EXERCISE GOAL:
Tally the lines that contain the string "full" and give the number by itself.

RECORDED DATA:
:::
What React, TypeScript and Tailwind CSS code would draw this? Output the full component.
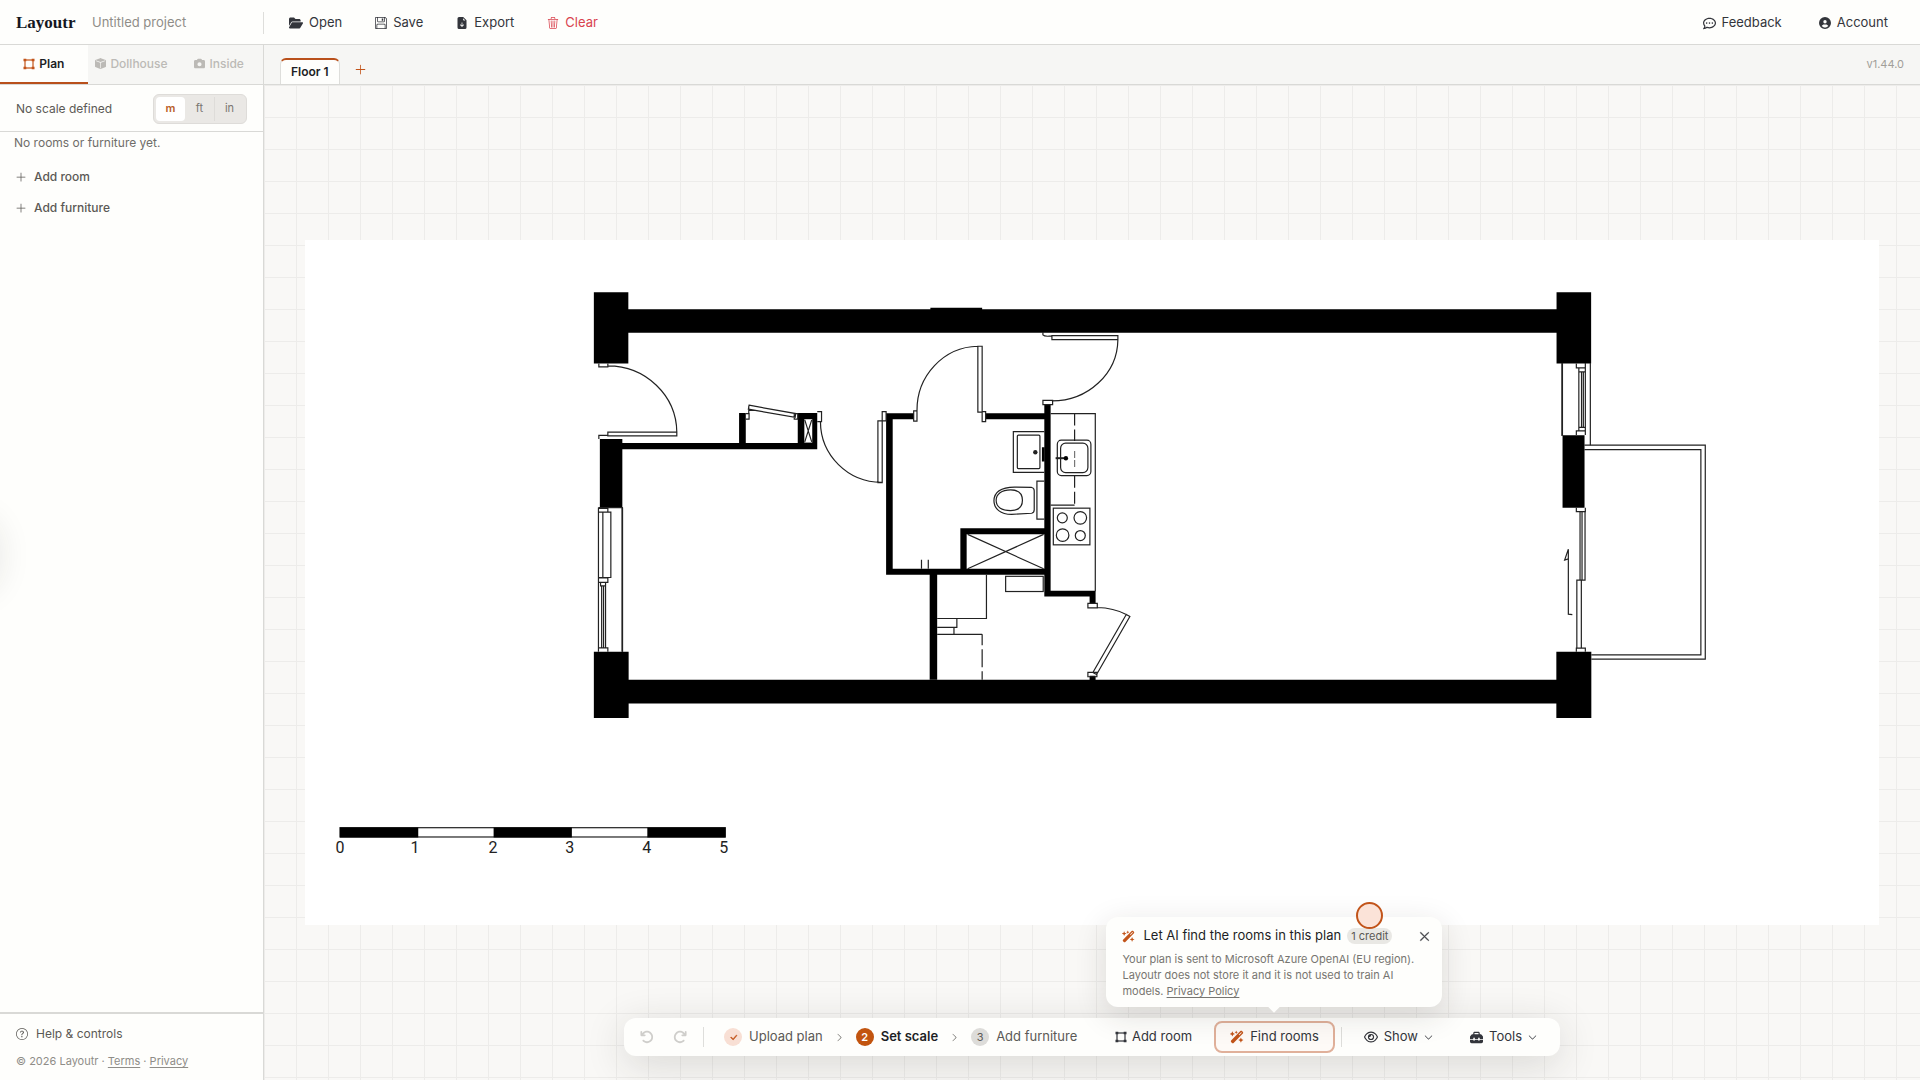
import React from 'react';
import {
  BsBoxFill,
  BsCheckLg,
  BsChevronDown,
  BsChevronRight,
  BsFileEarmarkArrowDownFill,
  BsFloppy,
  BsPlusLg,
  BsQuestionCircle,
  BsTrash3,
  BsXLg,
} from 'react-icons/bs';
import {
  FaArrowRotateLeft,
  FaArrowRotateRight,
  FaCamera,
  FaCircleUser,
  FaFolderOpen,
  FaRegCommentDots,
  FaRegEye,
  FaToolbox,
  FaWandMagicSparkles,
} from 'react-icons/fa6';

const RoomIcon = ({ className }: { className?: string }) => (
  <svg width="12" height="12" viewBox="0 0 12 12" className={className} aria-hidden="true">
    <rect x="2" y="2" width="8" height="8" fill="none" stroke="currentColor" strokeWidth="1.2" />
    <path d="M.5 .7H3.3V3.3H.5ZM8.7 .7H11.5V3.3H8.7ZM.5 8.7H3.3V11.3H.5ZM8.7 8.7H11.5V11.3H8.7Z" fill="currentColor" />
  </svg>
);

const HeaderButton = ({ icon, label, danger }: { icon: React.ReactNode; label: string; danger?: boolean }) => (
  <button
    type="button"
    className={`flex items-center gap-1.5 px-4 h-8 text-[13px] ${danger ? 'text-[#d9434e]' : 'text-[#33353b]'}`}
  >
    {icon}
    {label}
  </button>
);

const Header = () => (
  <header className="flex items-center h-[45px] pt-0.5 bg-[#fefefc] border-b border-[#d9d9d6]">
    <div className="flex items-center w-[264px] h-[22px] pl-4 border-r border-[#dededb]">
      <h1 className="font-['Liberation_Serif',serif] text-[17px] leading-5 font-bold text-[#15171f] w-[76px]">
        Layoutr
      </h1>
      <input
        aria-label="Project name"
        defaultValue="Untitled project"
        className="w-36 bg-transparent text-[13px] text-[#8f8d88] outline-none"
      />
    </div>
    <nav className="flex items-center gap-px pl-[9px]">
      <HeaderButton icon={<FaFolderOpen size={14} />} label="Open" />
      <HeaderButton icon={<BsFloppy size={12} />} label="Save" />
      <HeaderButton icon={<BsFileEarmarkArrowDownFill size={12} />} label="Export" />
      <HeaderButton icon={<BsTrash3 size={12} />} label="Clear" danger />
    </nav>
    <div className="flex items-center gap-[5px] ml-auto pr-4">
      <HeaderButton icon={<FaRegCommentDots size={13} />} label="Feedback" />
      <HeaderButton icon={<FaCircleUser size={12} />} label="Account" />
    </div>
  </header>
);

const viewTabs = [
  { label: 'Plan', icon: <RoomIcon className="text-[#c2541a]" />, active: true },
  { label: 'Dollhouse', icon: <BsBoxFill size={11} />, active: false },
  { label: 'Inside', icon: <FaCamera size={11} />, active: false },
];

const units = ['m', 'ft', 'in'];

const Sidebar = () => (
  <aside className="relative flex flex-col w-[264px] shrink-0 bg-[#fefefc] border-r border-[#d9d9d6] overflow-hidden">
    <div className="flex h-10 border-b border-[#d9d9d6]">
      {viewTabs.map((tab) => (
        <button
          key={tab.label}
          type="button"
          disabled={!tab.active}
          className={`flex flex-1 items-center justify-center gap-1 border-b-2 text-xs ${
            tab.active
              ? 'border-[#b9501b] font-semibold text-[#1d1f25]'
              : 'border-transparent bg-[#f6f6f4] font-medium text-[#bcbab6]'
          }`}
        >
          {tab.icon}
          {tab.label}
        </button>
      ))}
    </div>

    <div className="flex items-center justify-between h-[47px] pt-px px-4 border-b border-[#d9d9d6]">
      <span className="text-xs text-[#5b5955]">No scale defined</span>
      <div className="flex items-center p-0.5 h-[30px] w-[94px] rounded-md bg-[#eae8e5] border border-[#dedcd9]">
        {units.map((unit, index) => (
          <button
            key={unit}
            type="button"
            aria-pressed={index === 0}
            className={`flex-1 h-6 text-[11px] ${
              index === 0 ? 'rounded bg-white font-semibold text-[#b9602a]' : 'text-[#7a7772]'
            } ${index === 2 ? 'border-l border-[#dedcd9]' : ''}`}
          >
            {unit}
          </button>
        ))}
      </div>
    </div>

    <p className="px-3.5 pt-px text-xs leading-5 text-[#6f6d69]">No rooms or furniture yet.</p>
    <div className="flex flex-col pt-2">
      <button type="button" className="flex items-center gap-[7px] h-[31px] px-[15px] text-xs font-medium text-[#5b5955]">
        <BsPlusLg size={12} />
        Add room
      </button>
      <button type="button" className="flex items-center gap-[7px] h-[31px] px-[15px] text-xs font-medium text-[#5b5955]">
        <BsPlusLg size={12} />
        Add furniture
      </button>
    </div>

    <div className="absolute -left-16 top-[462px] h-20 w-16 rounded-full shadow-[0_8px_32px_rgba(40,38,30,0.1)]" />

    <footer className="mt-auto h-[68px] px-4 pt-2 border-t-2 border-[#d9d9d6]">
      <button type="button" className="flex items-center gap-2 h-6 text-xs text-[#5b5955]">
        <BsQuestionCircle size={12} />
        Help &amp; controls
      </button>
      <p className="pt-[7px] text-[11px] leading-4 text-[#8f8d88]">
        © 2026 Layoutr ·{' '}
        <a href="#terms" className="underline underline-offset-2">Terms</a> ·{' '}
        <a href="#privacy" className="underline underline-offset-2">Privacy</a>
      </p>
    </footer>
  </aside>
);

const FloorPlan = () => (
  <svg viewBox="305 240 1574 685" className="block w-[95%] h-auto bg-white" role="img" aria-label="Floor plan">
    {/* Solid walls */}
    <g fill="#000">
      <path d="M594 292.3H628.5V309.3H930.7V307.7H982.5V309.3H1557.2V292.3H1591.8V363.5H1557.2V332.7H628.5V363.5H594Z" />
      <path d="M594 652H628.8V680H1557V652H1592V718.3H1557V703.7H628.8V718.3H594Z" />
      <path d="M600 439H622.5V443H739.3V413H746V443H798V413H817.5V449.3H622.5V507.7H600Z" />
      <path d="M886.4 413.3H914.3V419.3H893V569H960.7V528.3H1044.7V419.3H986V413.3H1044.7V404.3H1051V591H1096V604H1090V596.7H1044.7V575H937.5V680H930V575H886.4Z" />
      <path d="M1090 676H1096V681H1090ZM1563.2 435.3H1585.2V508H1563.2ZM1042.3 447.3H1045V461.7H1042.3Z" />
    </g>
    <g fill="#fff">
      <path d="M967 534.3H1044.7V569H967Z" />
      <path d="M804.6 419.3H812.5V442.7H804.6Z" />
    </g>

    <g fill="none" stroke="#222" strokeWidth="1.2">
      {/* Shafts */}
      <path d="M968 534.5L1044 569M968 569L1044 534.5M805 420L812 442M812 420L805 442" />

      {/* Hinged doors */}
      <path d="M599 363.5V367H608V363.5M608 366A69 67 0 0 1 677 432.3M608 432.3H677V436H608ZM599 439V435.5H608" />
      <path d="M749.3 405.3L796 413.7L795.4 417.5L748.6 409.3ZM746 413.7H749.3V419.3H746M749 406V414M794.5 413.7H798V419.3H794.5Z" />
      <path d="M817.5 411.7H821.8V421.7H817.5M820.7 421.7A61 61 0 0 0 882 482.5M878.2 421H882.5V482.7H878.2ZM882.5 421V411.7H886.4V421H878.2" />
      <path d="M914 411H917.3V421.3H914ZM917.3 411A62 64 0 0 1 978.2 346.3M978.2 346.3H982.5V412.3H978.2ZM982.5 411.7H986V421.7H982.5Z" />
      <path d="M1052.3 335.7H1118.3V339.7H1052.3ZM1043.3 332V335Q1045 337 1052.3 336M1118.3 339.7A66 62 0 0 1 1052.3 401M1043.3 400.5H1053V404.7H1043.3Z" />
      <path d="M1088.3 603.5H1097.7V608H1088.3ZM1097.7 607.7Q1114 608 1126.7 614.7M1126.7 614.7L1130.3 616.7L1097 674.7L1093.3 672.7ZM1088.3 672.7H1097.3V677H1088.3Z" />

      {/* Left window */}
      <path d="M598.6 507.7H622.5V652M598.6 507.7V652M599 508.5H608V512.3M598.6 512.3H611V577.7H598.6M603 512.3V577.7M599 578H608V582.5H599M600.7 582.5V586H605.7V582.5M601.8 586V648M603.7 586V648M605.7 586V648M599 648H608V652" />
      <path d="M622.5 507.7V652" strokeWidth="1.6" />

      {/* Right window, balcony and sliding door */}
      <path d="M1562.8 363V436" strokeWidth="1.8" />
      <path d="M1591 363V445.3M1586 363V435M1577 363.5V368H1586M1579.5 368V372H1585.5M1579.5 372V427M1582.2 372V427M1584 372V427M1579.5 431V427.5H1586M1577 435V431H1586" />
      <path d="M1585 445.3H1706V659.3H1592M1585 449.7H1701.6V655H1592" />
      <path d="M1577 508V511.7H1586V508M1580.7 511.7V580.3M1582.7 511.7V580.3M1585.7 511.7V580.3H1577.5V648.3M1582 580.3V648.3M1577 652V648.3H1586V652" />
      <path d="M1573 614.8L1569 614.3V549.3L1565.3 560.3L1569 559" />

      {/* Bathroom */}
      <path d="M1044.7 431.7H1013.7V472.5H1044.7" />
      <rect x="1017.7" y="435.3" width="22.6" height="33.4" rx="1" />
      <path d="M1044.7 481.3H1037.3V519.3H1044.7" />
      <path d="M1032 487.6L1015 487.2C1001 487.5 994.3 492 994.3 501C994.3 509 1001 514.5 1012 514.5L1032 513.4Q1034.6 513 1034.6 510V491Q1034.6 488 1032 487.6Z" />
      <path d="M1011 490C1019 490 1022.8 494 1022.8 500.5C1022.8 507 1019 510.7 1011 510.7C1002 510.7 996.5 507 996.5 500.5C996.5 494 1002 490 1011 490Z" />
      <path d="M921.8 560V569M928.6 560V569" />

      {/* Kitchen */}
      <path d="M1051 413.7H1095.7V591.5M1051 505.3H1075" />
      <path d="M1075 413.7V441M1075 476V505.3" strokeDasharray="12 4" />
      <path d="M1075 451V467" strokeDasharray="7 2" stroke="#777" />
      <rect x="1057.7" y="440.3" width="33.6" height="35.4" rx="4" />
      <rect x="1061" y="443.3" width="27.3" height="29.4" rx="5" />
      <path d="M1056 458.3H1066" strokeWidth="2" />
      <rect x="1053.7" y="508.3" width="36.6" height="36.7" />
      <circle cx="1062.7" cy="518" r="5" />
      <circle cx="1080.7" cy="518" r="6.3" />
      <circle cx="1063" cy="535.3" r="6.3" />
      <circle cx="1080.7" cy="535.7" r="5" />

      {/* Storage */}
      <path d="M986.8 575V618.7H937.5M957.2 618.7V627.5H937.5M954.3 627.5V634.5M937.5 634.5H982.5" />
      <path d="M982.5 634.5V680" strokeDasharray="11 4 18 4" />
      <rect x="1006" y="576.5" width="37.6" height="15.2" />
    </g>
    <circle cx="1035.7" cy="452.3" r="2.2" fill="#222" />
    <circle cx="1066.3" cy="458.3" r="2.2" fill="#000" />

    {/* Scale bar */}
    <rect x="340" y="828" width="385.5" height="9.3" fill="#fff" stroke="#222" strokeWidth="1.2" />
    <path d="M340 827.7H418.3V837.7H340ZM493.7 827.7H572V837.7H493.7ZM647.5 827.7H725.7V837.7H647.5Z" />
    <g fontFamily="Roboto, sans-serif" fontSize="16" textAnchor="middle" fill="#222">
      <text x="340" y="853">0</text>
      <text x="415" y="853">1</text>
      <text x="493" y="853">2</text>
      <text x="570" y="853">3</text>
      <text x="647" y="853">4</text>
      <text x="724" y="853">5</text>
    </g>
  </svg>
);

const AiPopover = () => (
  <div
    role="dialog"
    aria-label="Find rooms with AI"
    className="absolute bottom-full left-1/2 mb-3.5 h-[90px] w-[336px] -translate-x-1/2 rounded-xl bg-[#fefefc] pl-4 pr-3 pt-2 text-left whitespace-normal shadow-[0_8px_32px_rgba(40,38,30,0.14)]"
  >
    <div className="flex items-center h-[22px]">
      <FaWandMagicSparkles size={13} className="mr-2 text-[#c2541a]" />
      <h2 className="text-[13px] text-[#1d1f25] whitespace-nowrap">Let AI find the rooms in this plan</h2>
      <span className="ml-1.5 rounded-full bg-[#e9e8e4] px-1 text-[11px] leading-4 text-[#5b5955] whitespace-nowrap">
        1 credit
      </span>
      <button type="button" aria-label="Dismiss" className="ml-auto text-[#3c3d42]">
        <BsXLg size={11} strokeWidth={1} />
      </button>
    </div>
    <div className="pt-1 text-[11px] leading-4 text-[#777570]">
      <p>Your plan is sent to Microsoft Azure OpenAI (EU region).</p>
      <p>Layoutr does not store it and it is not used to train AI</p>
      <p>
        models. <a href="#privacy-policy" className="underline underline-offset-2">Privacy Policy</a>
      </p>
    </div>
    <div className="absolute -bottom-1 left-1/2 size-2 -translate-x-1/2 rotate-45 bg-[#fefefc]" />
    <div className="absolute -top-[15px] left-[250px] size-[27px] rounded-full border-2 border-[#c2541a] bg-[#fbe3d8]" />
  </div>
);

const Divider = () => <div className="h-5 w-px bg-[#dededb]" />;

const Toolbar = () => (
  <div className="absolute bottom-6 left-1/2 flex h-[38px] w-[936px] -translate-x-1/2 items-center rounded-xl bg-[#fefefc] px-4 text-[13px] text-[#33353b] whitespace-nowrap shadow-[0_8px_40px_rgba(40,38,30,0.16)]">
    <button type="button" aria-label="Undo" className="text-[#cfcecb]"><FaArrowRotateLeft size={14} /></button>
    <button type="button" aria-label="Redo" className="ml-[19px] text-[#cfcecb]"><FaArrowRotateRight size={14} /></button>
    <div className="ml-4 mr-5"><Divider /></div>

    <ol className="flex items-center gap-3 text-[#5b5955]">
      <li className="flex items-center gap-[7px]">
        <span className="flex size-[18px] items-center justify-center rounded-full bg-[#f8dfd4] text-[#c2541a]">
          <BsCheckLg size={9} strokeWidth={1} />
        </span>
        Upload plan
      </li>
      <li aria-hidden="true"><BsChevronRight size={9} /></li>
      <li className="flex items-center gap-[7px] font-semibold text-[#1d1f25]">
        <span className="flex size-[18px] items-center justify-center rounded-full bg-[#c2540f] text-[11px] text-white">2</span>
        Set scale
      </li>
      <li aria-hidden="true"><BsChevronRight size={9} /></li>
      <li className="flex items-center gap-[7px]">
        <span className="flex size-[18px] items-center justify-center rounded-full bg-[#dddcd9] text-[11px]">3</span>
        Add furniture
      </li>
    </ol>

    <div className="ml-auto flex items-center">
      <button type="button" className="flex items-center gap-[5px] px-[22px]">
        <RoomIcon />
        Add room
      </button>
      <div className="relative">
        <button
          type="button"
          className="flex h-8 items-center gap-1.5 rounded-lg border-2 border-[#e0b09a] bg-[#fefaf7] px-3.5"
        >
          <FaWandMagicSparkles size={14} className="text-[#c2541a]" />
          Find rooms
        </button>
        <AiPopover />
      </div>
      <div className="ml-1.5 mr-[22px]"><Divider /></div>
      <button type="button" className="flex items-center gap-1.5">
        <FaRegEye size={14} />
        Show
        <BsChevronDown size={9} />
      </button>
      <button type="button" className="ml-[37px] mr-[7px] flex items-center gap-1.5">
        <FaToolbox size={13} />
        Tools
        <BsChevronDown size={9} />
      </button>
    </div>
  </div>
);

const Workspace = () => (
  <main className="flex min-w-0 flex-1 flex-col">
    <div className="flex h-10 items-end border-b border-[#d9d9d6] bg-[#f6f6f4] px-4">
      <button
        type="button"
        className="h-[26px] rounded-t-md border-x border-t-2 border-x-[#dededb] border-t-[#b9501b] bg-[#fefefc] px-2.5 text-xs font-semibold text-[#1d1f25]"
      >
        Floor 1
      </button>
      <button type="button" aria-label="Add floor" className="ml-3.5 pb-2 text-[#c2541a]">
        <BsPlusLg size={13} />
      </button>
      <span className="ml-auto self-center text-[11px] text-[#a19e99]">v1.44.0</span>
    </div>
    <div className="relative flex flex-1 items-center justify-center bg-[#f9f8f6] bg-[linear-gradient(to_right,#edecea_1px,transparent_1px),linear-gradient(to_bottom,#edecea_1px,transparent_1px)] bg-[size:32px_32px]">
      <FloorPlan />
      <Toolbar />
    </div>
  </main>
);

const App = () => (
  <div className="flex h-screen flex-col font-['Inter',sans-serif] text-[#33353b]">
    <Header />
    <div className="flex min-h-0 flex-1">
      <Sidebar />
      <Workspace />
    </div>
  </div>
);

export default App;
:::
RESULT OF THE EXERCISE:
8